The styling was no longer subdued but in your face, it looked miles apart from any other E60 5 Series, well if you have put down double of what a normal 5 Series owner has, why not show it. To hell with subtlety, if you’ve got four trumpet sized exhaust pipes sticking out the back, why would you want dress the rest of the car up in drab? The 19-inch concaved wheels brought fitment and stance to the table before that was even a thing, and other subtle highlights, such as the functional cooling ducts on the front fender added detail to the car’s silhouette.

Granted, the SMG 3 gearbox, in retrospect may not have been the best way forward, not since we now have double-clutch gearboxes and torque-converter automatics that can handle upwards to 500 Nm of torque, but it brought technology directly from the racetrack into mainstream series production. And regardless of its slightly delayed response, experiencing its throttle blips before engaging a lower gear during acceleration is sensational. 

But the one reason the E60 M5 became my favourite M5 of all time, is its engine. Modestly put, its V10 power unit is a milestone in modern engine design and construction.
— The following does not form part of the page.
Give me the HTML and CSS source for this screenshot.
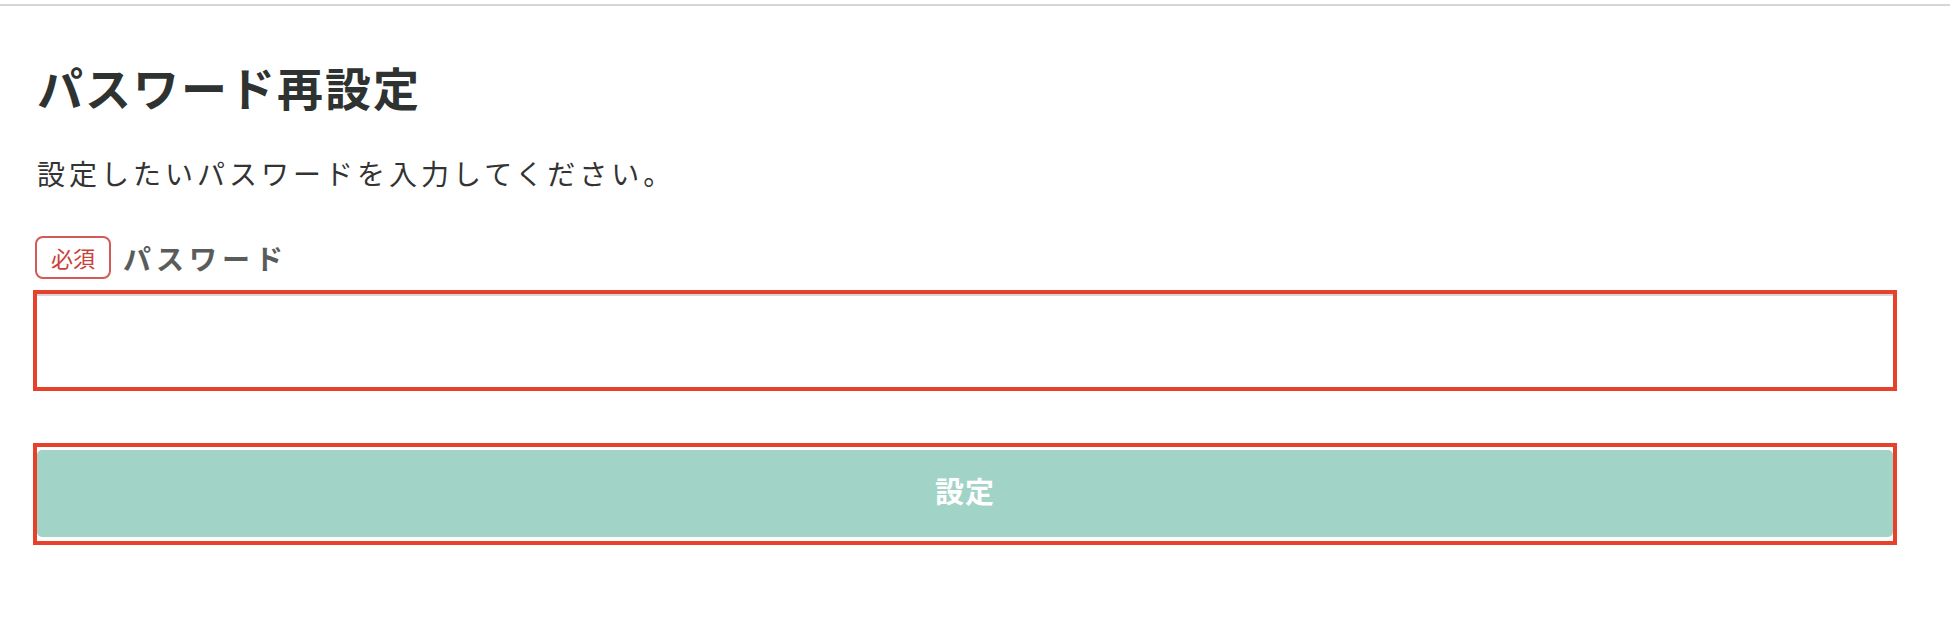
FILE: index.html
```html
<!DOCTYPE html>
<html lang="ja">
<head>
<meta charset="utf-8">
<title>パスワード再設定</title>
<link rel="stylesheet" href="styles.css">
</head>
<body>
<div class="topline"></div>
<main class="page">
  <h1 class="title">パスワード再設定</h1>
  <p class="lead">設定したいパスワードを入力してください。</p>
  <div class="field-label">
    <span class="badge">必須</span>
    <span class="label-text">パスワード</span>
  </div>
  <div class="highlight input-wrap">
    <input class="input" type="password" aria-label="パスワード">
  </div>
  <div class="highlight button-wrap">
    <button class="submit" type="button">設定</button>
  </div>
</main>
</body>
</html>
```

FILE: styles.css
```css
html, body {
  margin: 0;
  padding: 0;
  background: #ffffff;
}
body {
  font-family: "Noto Sans CJK JP", "Noto Sans", sans-serif;
  color: #333333;
}
.topline {
  height: 4px;
  border-bottom: 2px solid #d4d7d7;
}
.page {
  padding: 0 53px 0 33px;
  display: flex;
  flex-direction: column;
}
.title {
  margin: 50px 0 0 4px;
  font-size: 46px;
  line-height: 60px;
  font-weight: 700;
  letter-spacing: 2px;
  color: #2e3331;
}
.lead {
  margin: 37px 0 0 4px;
  font-size: 28px;
  line-height: 40px;
  letter-spacing: 4px;
  color: #333333;
}
.field-label {
  margin-top: 43px;
  display: flex;
  align-items: center;
  gap: 12px;
  margin-left: 2px;
  height: 43px;
}
.badge {
  box-sizing: border-box;
  width: 76px;
  height: 43px;
  border: 2px solid #d25b55;
  border-radius: 8px;
  color: #c9413b;
  font-size: 22px;
  line-height: 39px;
  text-align: center;
}
.label-text {
  font-size: 28px;
  font-weight: 700;
  letter-spacing: 5px;
  color: #5a5c5c;
  line-height: 40px;
}
.highlight {
  border: 4px solid #e8412b;
}
.input-wrap {
  margin-top: 11px;
  display: flex;
}
.input {
  flex: 1;
  box-sizing: border-box;
  height: 93px;
  margin: 0;
  border: none;
  border-top: 2px solid #d3d8d8;
  background: #ffffff;
  outline: none;
  font-size: 28px;
  padding: 0 16px;
}
.button-wrap {
  margin-top: 52px;
  padding: 3px 0 4px;
  display: flex;
}
.submit {
  flex: 1;
  box-sizing: border-box;
  height: 87px;
  padding: 0 0 8px;
  border: none;
  border-radius: 5px;
  background: #a1d3c6;
  color: #ffffff;
  font-family: "Noto Sans CJK JP", sans-serif;
  font-size: 29px;
  font-weight: 700;
  letter-spacing: 1px;
}
```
It is one of the most fascinating, complex and vivacious engines to ever see duty in a production vehicle, and probably never will ever again.

With automotive engineering and manufacturing, in its entirety moving in the direction of downsized displacement, hybrid electrification, and autonomous driving, we can be assured that even BMW won’t go to such lengths to create such a maniacal beast of a vehicle.  

Yes, M5s have since gotten faster, safer and more predictable, but none of them capture the raw essence of a racecar in such a profound manner, and nothing sounds even remotely close to the likes of an early-2000s Formula 1 car every time you hit that go-pedal.

If you’re talking about a high-watermark, it doesn’t get much higher than this!